Rachel B. Gross, a religious studies scholar who focuses on 20th and 21st century American Jews, is the featured speaker at the fifth annual Rabbi Hillel Cohn Endowed Lecture on the Contemporary Jewish Experience, to be presented virtually by Cal State San Bernardino’s College of Social and Behavioral Sciences on May 9.

“Feeling Jewish: Nostalgia and American Jewish Religion” is the topic of the talk by Gross, who is an assistant professor and the John and Marcia Goldman Chair in American Jewish Studies in the Department of Jewish Studies at San Francisco State University.

The talk, which will be held at 6 p.m. via Zoom, is free, but space is limited. To RSVP, visit the The Rabbi Hillel Cohn Endowed Lecture on the Contemporary Jewish Experience.

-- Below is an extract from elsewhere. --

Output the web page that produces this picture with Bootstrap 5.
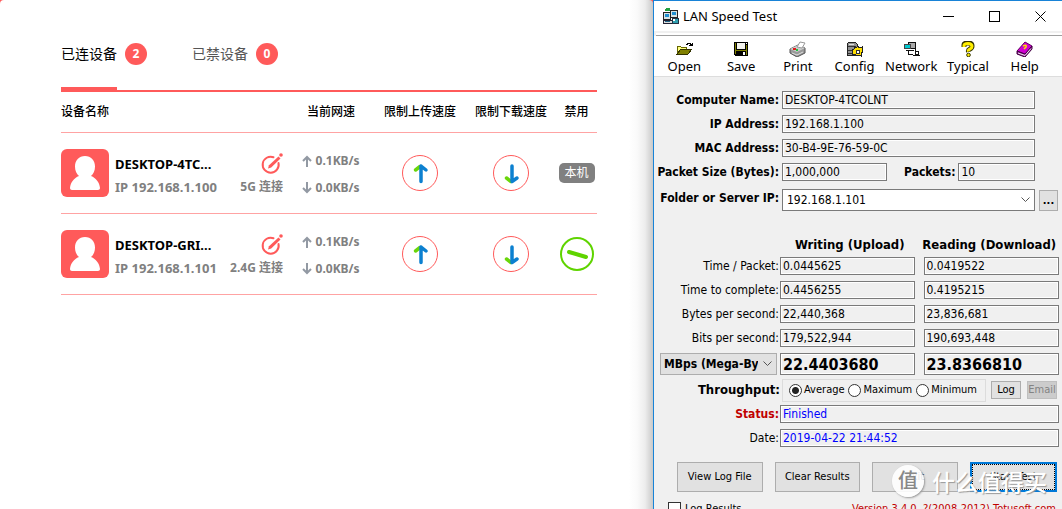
<!DOCTYPE html>
<html lang="zh-CN">
<head>
<meta charset="utf-8">
<meta name="viewport" content="width=device-width, initial-scale=1">
<title>LAN Speed Test</title>
<link href="https://cdn.jsdelivr.net/npm/bootstrap@5.3.0/dist/css/bootstrap.min.css" rel="stylesheet">
<style>
:root{--brand:#ff5a5a;--ui:"Noto Sans","Noto Sans CJK SC",sans-serif;--form:"DejaVu Sans Condensed","Noto Sans CJK SC",sans-serif}
body{font-family:var(--ui);font-size:12px;line-height:16px;color:#000;background:var(--brand)}
.screen{display:grid;grid-template-columns:653fr 409fr;height:100vh;overflow:hidden}
/* router page */
.router{padding:0 56px 0 61px;border-radius:4px;background:linear-gradient(to left,#c9c9c9 0,#ededed 8px,#fafafa 16px,#fff 24px)}
.tabs{height:92px;padding-top:34px;gap:45px;border-bottom:2px solid var(--brand)}
.tab{height:58px;padding:0;border:0;background:none;display:flex;align-items:flex-start;font-size:14px;color:#555}
.tab .caption-text{height:58px;line-height:40px;border-bottom:5px solid transparent}
.tab.active{color:#000}
.tab.active .caption-text{border-color:var(--brand)}
.count{width:22px;height:22px;margin:9px 0 0 8px;border-radius:50%;background:var(--brand);color:#fff;font-weight:700;font-size:12px;line-height:22px}
.devices{table-layout:fixed;width:100%;border-collapse:separate;border-spacing:0}
.devices th,.devices td{padding:0;border-bottom:1px solid #ffa3a3;text-align:center;vertical-align:middle}
.devices th{height:41px;font-weight:500}
.devices td{height:81px}
.devices th:first-child{text-align:left}
.w-speed{width:86px}.w-up{width:92px}.w-down{width:90px}.w-ban{width:41px}
.device{display:flex;align-items:center;padding-right:5px}
.device-info{flex:1;padding:2px 0 0 6px;text-align:left;white-space:nowrap}
.avatar{width:48px;height:48px;flex:none}
.dev-name{font-weight:700;font-size:13px}
.dev-ip{font-size:13px}
.dim{color:#808080;font-weight:700}
.speeds{display:inline-flex;flex-direction:column;gap:11px;padding-top:2px}
.plain-btn{padding:0;border:0;background:none;line-height:0}
.round-btn{display:block;width:36px;height:36px;margin:0 auto;padding:0;border:1px solid var(--brand);border-radius:50%;background:#fff;line-height:0}
.ban-btn{display:block;margin:0 auto}
.self-tag{display:inline-block;width:36px;height:20px;border-radius:5px;background:#808080;color:#fff;line-height:20px}
.arrow{width:10px;height:12px}
/* desktop window */
.win{position:relative;min-width:0;background:#f0f0f0;border-left:1px solid #1883d7;border-top:1px solid #1883d7;font-family:var(--form)}
.titlebar{height:30px;padding:0 16px 0 8px;background:#fff;font-family:var(--ui);font-size:13px}
.topline{height:5px;margin-left:2px;background:#fff;border-top:2px solid #f0f0f0;border-bottom:1px solid #a0a0a0}
.toolbar{height:41px;padding:0 9px 0 2px;background:#fff;border-bottom:1px solid #ddd;font-family:var(--ui);font-size:13px}
.tool{width:57px;padding:3px 0 0;border:0;background:none;color:#000;text-align:center;line-height:18px}
.tool svg{display:block;margin:0 auto}
.frow{display:grid;grid-template-columns:128px 1fr 27px;margin-bottom:6px}
.frow label,.rrow label{text-align:right;padding-right:3px;line-height:18px;white-space:nowrap}
.rrow label{padding-right:1px;font-size:12px}
.fld{display:block;width:100%;min-width:0;height:18px;padding:0 2px;border:1px solid #7a7a7a;border-radius:0;background:#f0f0f0;box-shadow:inset 0 0 0 1px #fff;font:12px/16px var(--form);color:#000}
.fld.tall{height:22px;font-size:16px;font-weight:700}
.fld.blue-text{color:#00f}
.rrow{display:grid;grid-template-columns:126px 1fr 1fr;padding-right:3px;margin-bottom:6px}
.rrow .fld:nth-child(2){width:calc(100% - 5px)}
.rrow .fld:nth-child(3){margin-left:4px;width:calc(100% - 4px)}
.heads{font-size:13px;font-weight:700;text-align:center;white-space:nowrap;margin:26px 0 4px}
.drop{appearance:none;border:1px solid #7a7a7a;border-radius:0;height:22px;width:100%;padding:0 18px 0 4px;font:12px/18px var(--form);color:#000;background:#fff url("data:image/svg+xml,%3Csvg xmlns='http://www.w3.org/2000/svg' width='9' height='6'%3E%3Cpath d='M.5 .5l4 4 4-4' fill='none' stroke='%23555'/%3E%3C/svg%3E") no-repeat right 4px center}
.drop.unit{background-color:#e1e1e1;border-color:#adadad;font-weight:700;padding-left:3px}
.gbtn{padding:0;border:1px solid #adadad;background:#e1e1e1;color:#000;font:11px/14px var(--form)}
.gbtn:disabled{background:#ccc;border-color:#bfbfbf;color:#838383}
.gbtn.big{height:30px;flex:1 1 0}
.gbtn.focus-btn{border:2px solid #0078d7;outline:1px dotted #000;outline-offset:-3px}
.modes{height:23px;border:1px solid #dcdcdc;padding:0 8px 0 6px;font-size:11px}
.modes label{display:flex;align-items:center;gap:2px}
.modes input{appearance:none;width:13px;height:13px;margin:0;border:1px solid #333;border-radius:50%;background:#fff}
.modes input:checked{background:radial-gradient(circle,#222 0 3px,#fff 4px)}
.tick{appearance:none;width:13px;height:13px;margin:0;border:1px solid #333;background:#fff}
.mark-layer{position:absolute;left:238px;top:464px;color:#fff;font-size:23px;line-height:32px;pointer-events:none;text-shadow:1px 1px 1px #999;font-family:"Noto Sans CJK SC",sans-serif;font-weight:500}
.seal{width:32px;height:32px;border-radius:50%;background:rgba(255,255,255,.9);box-shadow:1px 1px 2px #999;color:#888;font-size:20px;line-height:30px;text-align:center;text-shadow:none}
</style>
</head>
<body>
<svg width="0" height="0" class="position-absolute" aria-hidden="true">
<symbol id="person" viewBox="0 0 48 48"><rect width="48" height="48" rx="6" fill="#ff5a5a"/><path d="M24 7c6 0 10 4.500 10 10.500 0 4-1.500 7.500-4 9.500 5 2 8.500 6.500 9 12 0 1.300-.8 2-2 2H11c-1.200 0-2-.7-2-2 .5-5.500 4-10 9-12-2.500-2-4-5.500-4-9.500C14 11.500 18 7 24 7z" fill="#fff"/></symbol>
<symbol id="edit" viewBox="0 0 22 22"><path d="M12.500 4.200A8 8 0 1 0 17.500 10" fill="none" stroke="#ff5a5a" stroke-width="2" stroke-linecap="round"/><path d="M7 15.500l1-3.300 9.500-8.700 2 2-9.300 8.900z" fill="#ff5a5a"/><circle cx="20" cy="2" r="1.800" fill="#ff5a5a"/></symbol>
<symbol id="s-up" viewBox="0 0 10 12"><path d="M5 12V2M1 6l4-4 4 4" fill="none" stroke="#9299a3" stroke-width="2"/></symbol>
<symbol id="s-down" viewBox="0 0 10 12"><path d="M5 0v10M1 6l4 4 4-4" fill="none" stroke="#9299a3" stroke-width="2"/></symbol>
<symbol id="b-up" viewBox="0 0 34 34"><path d="M12.500 14l4.500-3.500" stroke="#6ad60a" stroke-width="3.500" stroke-linecap="round"/><path d="M18 10V25.500M18 10l5 4" stroke="#0c80d0" stroke-width="3.500" stroke-linecap="round"/></symbol>
<symbol id="b-down" viewBox="0 0 34 34"><path d="M12.500 22l4.500 3.500" stroke="#6ad60a" stroke-width="3.500" stroke-linecap="round"/><path d="M18 10v15.500M18 25.500l5-3.500" stroke="#0c80d0" stroke-width="3.500" stroke-linecap="round"/></symbol>
</svg>
<div class="screen">
<main class="router">
  <div class="tabs d-flex">
    <button class="tab active"><span class="caption-text">已连设备</span><span class="count">2</span></button>
    <button class="tab"><span class="caption-text">已禁设备</span><span class="count">0</span></button>
  </div>
  <table class="devices">
    <colgroup><col><col class="w-speed"><col class="w-up"><col class="w-down"><col class="w-ban"></colgroup>
    <thead><tr><th>设备名称</th><th>当前网速</th><th>限制上传速度</th><th>限制下载速度</th><th>禁用</th></tr></thead>
    <tbody>
    <tr>
      <td><div class="device"><svg class="avatar"><use href="#person"/></svg>
        <div class="device-info">
          <div class="d-flex justify-content-between align-items-center mb-1"><span class="dev-name">DESKTOP-4TC...</span><button class="plain-btn" aria-label="编辑"><svg width="22" height="22"><use href="#edit"/></svg></button></div>
          <div class="d-flex justify-content-between dim"><span class="dev-ip">IP 192.168.1.100</span><span>5G 连接</span></div>
        </div></div></td>
      <td><div class="dim speeds"><span><svg class="arrow"><use href="#s-up"/></svg> 0.1KB/s</span><span><svg class="arrow"><use href="#s-down"/></svg> 0.0KB/s</span></div></td>
      <td><button class="round-btn" aria-label="限制上传速度"><svg width="34" height="34"><use href="#b-up"/></svg></button></td>
      <td><button class="round-btn" aria-label="限制下载速度"><svg width="34" height="34"><use href="#b-down"/></svg></button></td>
      <td><span class="self-tag">本机</span></td>
    </tr>
    <tr>
      <td><div class="device"><svg class="avatar"><use href="#person"/></svg>
        <div class="device-info">
          <div class="d-flex justify-content-between align-items-center mb-1"><span class="dev-name">DESKTOP-GRI...</span><button class="plain-btn" aria-label="编辑"><svg width="22" height="22"><use href="#edit"/></svg></button></div>
          <div class="d-flex justify-content-between dim"><span class="dev-ip">IP 192.168.1.101</span><span>2.4G 连接</span></div>
        </div></div></td>
      <td><div class="dim speeds"><span><svg class="arrow"><use href="#s-up"/></svg> 0.1KB/s</span><span><svg class="arrow"><use href="#s-down"/></svg> 0.0KB/s</span></div></td>
      <td><button class="round-btn" aria-label="限制上传速度"><svg width="34" height="34"><use href="#b-up"/></svg></button></td>
      <td><button class="round-btn" aria-label="限制下载速度"><svg width="34" height="34"><use href="#b-down"/></svg></button></td>
      <td><button class="plain-btn ban-btn" aria-label="禁用"><svg width="34" height="34" viewBox="0 0 34 34"><circle cx="17" cy="17" r="16" fill="#fff" stroke="#5fd400" stroke-width="2"/><path d="M9 15l17 5" stroke="#5fd400" stroke-width="4" stroke-linecap="round"/></svg></button></td>
    </tr>
    </tbody>
  </table>
</main>

<section class="win">
  <header class="titlebar d-flex align-items-center">
    <svg width="17" height="17" viewBox="0 0 17 17" shape-rendering="crispEdges"><path d="M1 4h7v7H1zM8 2h7v7H8z" fill="#d8e4e4" stroke="#222"/><path d="M3 6h4v3H3zM10 4h4v3h-4z" fill="#2090d0"/><path d="M2 2l3-2h3v3H3z" fill="#20a040"/><path d="M1 12h9v3H1z" fill="#ddd" stroke="#223"/><path d="M10 10h6v5h-6z" fill="#30a0b0" stroke="#234"/><path d="M11 11h2v2h-2z" fill="#fff"/><path d="M3 13h5v1H3z" fill="#268"/></svg>
    <span class="ms-1">LAN Speed Test</span>
    <div class="ms-auto d-flex" style="gap:35px">
      <button class="plain-btn" aria-label="Minimize"><svg width="11" height="11"><path d="M0 5.500h11" stroke="#000"/></svg></button>
      <button class="plain-btn" aria-label="Maximize"><svg width="11" height="11"><rect x=".5" y=".5" width="10" height="10" fill="none" stroke="#000"/></svg></button>
      <button class="plain-btn" aria-label="Close"><svg width="11" height="11"><path d="M.5 .5l10 10M10.500 .5l-10 10" stroke="#000"/></svg></button>
    </div>
  </header>
  <div class="topline"></div>
  <nav class="toolbar d-flex justify-content-between">
    <button class="tool"><svg width="17" height="16" viewBox="0 0 17 16" shape-rendering="crispEdges"><path d="M1 13V5h3l1 1h5v3H5z" fill="#ffff80" stroke="#666600"/><path d="M1 13l4-5h11l-4 5z" fill="#808000" stroke="#333300"/><path d="M10 3h1V2h3v1h1v2M13 4h3V2" fill="none" stroke="#000"/></svg>Open</button>
    <button class="tool"><svg width="16" height="16" viewBox="0 0 16 16" shape-rendering="crispEdges"><path d="M1 1h14v14H2l-1-1z" fill="#000"/><path d="M2 2h1v11H2zM13 4h1v10h-1zM3 9h10v1H3z" fill="#808000"/><path d="M4 2h8v6H4z" fill="#f4f4ee"/><path d="M13 2h1v1h-1zM10 11h2v3h-2z" fill="#fff"/></svg>Save</button>
    <button class="tool"><svg width="17" height="16" viewBox="0 0 17 16"><path d="M1 8l8-4 7 3v5l-8 4-7-4z" fill="#999" stroke="#555"/><path d="M1 8l8-4 7 3-8 4z" fill="#ccc"/><path d="M8 6l3-5 5 1-3 5z" fill="#fff" stroke="#999"/><path d="M4 8h3" stroke="#e02020" stroke-width="2"/><path d="M7 9h2" stroke="#20c040" stroke-width="2"/><path d="M3 12l5 2 6-3" stroke="#ddd" fill="none"/></svg>Print</button>
    <button class="tool"><svg width="17" height="16" viewBox="0 0 17 16" shape-rendering="crispEdges"><path d="M1 3l2-2h6l2 2v11H1z" fill="#909090" stroke="#222"/><path d="M2 5h8M2 9h6M2 12h6" stroke="#333"/><path d="M3 3h5v1H3z" fill="#ddd"/><path d="M8 5l2 2 2-2 1 2 3-1v3l1 2-2 1v3l-3-1-2 1-1-2-3 1 1-3-1-2 2-1z" fill="#ffe000" stroke="#222"/><path d="M10 9h3v3h-3z" fill="#fff" stroke="#333"/></svg>Config</button>
    <button class="tool"><svg width="17" height="16" viewBox="0 0 17 16" shape-rendering="crispEdges"><path d="M5 1h7v6H5z" fill="#aaa" stroke="#111"/><path d="M1 3h6v4H1z" fill="#00c8d0" stroke="#444"/><path d="M3 9h8M5 9v4h5M12 8v3" fill="none" stroke="#111"/><path d="M12 10h3v3h-3zM10 14h7" fill="#fff" stroke="#111"/></svg>Network</button>
    <button class="tool"><svg width="16" height="16" viewBox="0 0 16 16"><path d="M4 6V4q0-2 4-2t4 3q0 2-2 3T8.500 11" fill="none" stroke="#333300" stroke-width="5"/><path d="M4 6V4.500Q4 2.500 8 2.500t4 3q0 1.500-2 2.500T8.500 10.500" fill="none" stroke="#ffee00" stroke-width="3"/><circle cx="8.500" cy="14" r="1.800" fill="#ffee00" stroke="#333300"/></svg>Typical</button>
    <button class="tool"><svg width="17" height="16" viewBox="0 0 17 16"><path d="M1 10l8-9 7 4-7 9z" fill="#d000d0" stroke="#600060"/><path d="M1 10v3l8 3 7-8V5l-7 8z" fill="#8a108a" stroke="#400040"/><path d="M2 12l7 2.500 6-7" stroke="#eee" fill="none"/><path d="M7 5q4-2 3 1l-2 2" stroke="#ffe000" stroke-width="1.500" fill="none"/></svg>Help</button>
  </nav>

  <form onsubmit="return false">
    <div style="padding-top:14px">
      <div class="frow"><label class="fw-bold" for="cn">Computer Name:</label><input class="fld" id="cn" readonly value="DESKTOP-4TCOLNT"></div>
      <div class="frow"><label class="fw-bold" for="ip">IP Address:</label><input class="fld" id="ip" readonly value="192.168.1.100"></div>
      <div class="frow"><label class="fw-bold" for="mac">MAC Address:</label><input class="fld" id="mac" readonly value="30-B4-9E-76-59-0C"></div>
      <div class="frow"><label class="fw-bold" for="ps">Packet Size (Bytes):</label>
        <div class="d-flex"><input class="fld" style="flex:105 1 0" id="ps" readonly value="1,000,000"><label class="fw-bold" style="flex:73 1 0" for="pk">Packets:</label><input class="fld" style="flex:75 1 0" id="pk" readonly value="10"></div></div>
      <div class="frow mt-2"><label class="fw-bold" for="srv">Folder or Server IP:</label>
        <select class="drop" id="srv"><option>192.168.1.101</option></select>
        <button class="gbtn ms-1 me-1 mt-auto fw-bold" style="height:21px" aria-label="Browse">...</button></div>
    </div>

    <div class="rrow heads"><span></span><span>Writing (Upload)</span><span>Reading (Download)</span></div>
    <div class="rrow"><label for="tp">Time / Packet:</label><input class="fld" id="tp" readonly value="0.0445625"><input class="fld" aria-label="Reading time per packet" readonly value="0.0419522"></div>
    <div class="rrow"><label for="tc">Time to complete:</label><input class="fld" id="tc" readonly value="0.4456255"><input class="fld" aria-label="Reading time to complete" readonly value="0.4195215"></div>
    <div class="rrow"><label for="by">Bytes per second:</label><input class="fld" id="by" readonly value="22,440,368"><input class="fld" aria-label="Reading bytes per second" readonly value="23,836,681"></div>
    <div class="rrow"><label for="bi">Bits per second:</label><input class="fld" id="bi" readonly value="179,522,944"><input class="fld" aria-label="Reading bits per second" readonly value="190,693,448"></div>
    <div class="rrow mb-0"><div style="padding:0 3px 0 6px"><select class="drop unit" aria-label="Unit"><option>MBps (Mega-Bytes)</option></select></div><input class="fld tall" aria-label="Writing throughput" readonly value="22.4403680"><input class="fld tall" aria-label="Reading throughput" readonly value="23.8366810"></div>

    <div class="d-flex align-items-center" style="height:30px;padding-right:5px">
      <span class="fw-bold text-end" style="width:128px;padding-right:2px;font-size:13px">Throughput:</span>
      <div class="modes d-flex flex-grow-1 justify-content-between align-items-center">
        <label><input type="radio" name="m" checked>Average</label><label><input type="radio" name="m">Maximum</label><label><input type="radio" name="m">Minimum</label></div>
      <button class="gbtn" style="width:30px;height:18px;margin:0 6px 0 5px">Log</button><button class="gbtn" style="width:30px;height:18px" disabled>Email</button>
    </div>
    <div class="rrow" style="grid-template-columns:126px 1fr"><label class="fw-bold" style="color:#c00000" for="st">Status:</label><input class="fld blue-text w-100" id="st" readonly value="Finished"></div>
    <div class="rrow" style="grid-template-columns:126px 1fr"><label for="dt">Date:</label><input class="fld blue-text w-100" id="dt" readonly value="2019-04-22 21:44:52"></div>

    <div class="d-flex" style="gap:12px;padding:9px 5px 10px 23px">
      <button class="gbtn big">View Log File</button><button class="gbtn big">Clear Results</button><button class="gbtn big">Exit</button><button class="gbtn big focus-btn">Start Test</button>
    </div>
    <div class="d-flex justify-content-between" style="padding:0 6px 0 14px;font-size:11px;line-height:14px"><label class="d-flex gap-1"><input type="checkbox" class="tick">Log Results</label><span style="color:#c00000">Version 3.4.0. ?(2008-2012) Totusoft.com</span></div>
  </form>
  <div class="mark-layer d-flex text-nowrap" aria-hidden="true"><span class="seal me-2">值</span><span>什么值得买</span></div>
</section>
</div>
<script src="https://cdn.jsdelivr.net/npm/bootstrap@5.3.0/dist/js/bootstrap.bundle.min.js"></script>
</body>
</html>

Gross is the author of “Beyond the Synagogue: Jewish Nostalgia as Religious Practice,” which is a 2021 National Jewish Book Award finalist in American Jewish Studies and received an Honorable Mention for the 2021 Saul Viener Book Prize, given by the American Jewish Historical Society. She is currently working on a religious biography of the 20th century immigration writer, Mary Antin.

The Rabbi Hillel Cohn Endowed Lecture on the Contemporary Jewish Experience was established at Cal State San Bernardino in 2017 in recognition of Cohn’s many achievements as a religious and community leader. It was the first time in the history of the entire California State University system that a rabbi has been so honored.

Cohn has been active in many community organizations in the San Bernardino area, including the Institutional Review Board at Arrowhead Regional Medical Center and the Diocesan Health Care Committee of the Roman Catholic Diocese of San Bernardino. He was the founding chairperson of the City of San Bernardino Human Relations Commission, and currently serves as a member of that commission.

Cohn also has produced and hosted “The Many Faces of San Bernardino: Dialogues on Diversity,” a regular half-hour program on KCSB (Channel 3). He was one of the founders of Inland Congregations United for Change and currently serves as a board member of The Community Foundation of Riverside and San Bernardino, Planned Parenthood of Orange and San Bernardino Counties, The Unforgettables Foundation and The Brightest Star.

In 2014, Cohn was one of six inductees selected for the CSUSB College of Social and Behavioral Sciences Hall of Fame.

A native of Germany, Cohn was brought to the United States as an infant by his parents who were refugees from Nazism. Cohn grew up in the Pacific Northwest and Southern California and received a B.A. in political science from UCLA in 1959. He received rabbinical training at Hebrew Union College in Los Angeles and Cincinnati, where he was ordained as a rabbi in 1963 and received a master’s degree. He earned a doctor of ministry degree from the Claremont School of Theology in 1984, specializing in ethics and communication. In 1988 he was awarded an honorary doctor of divinity degree by the Hebrew Union College.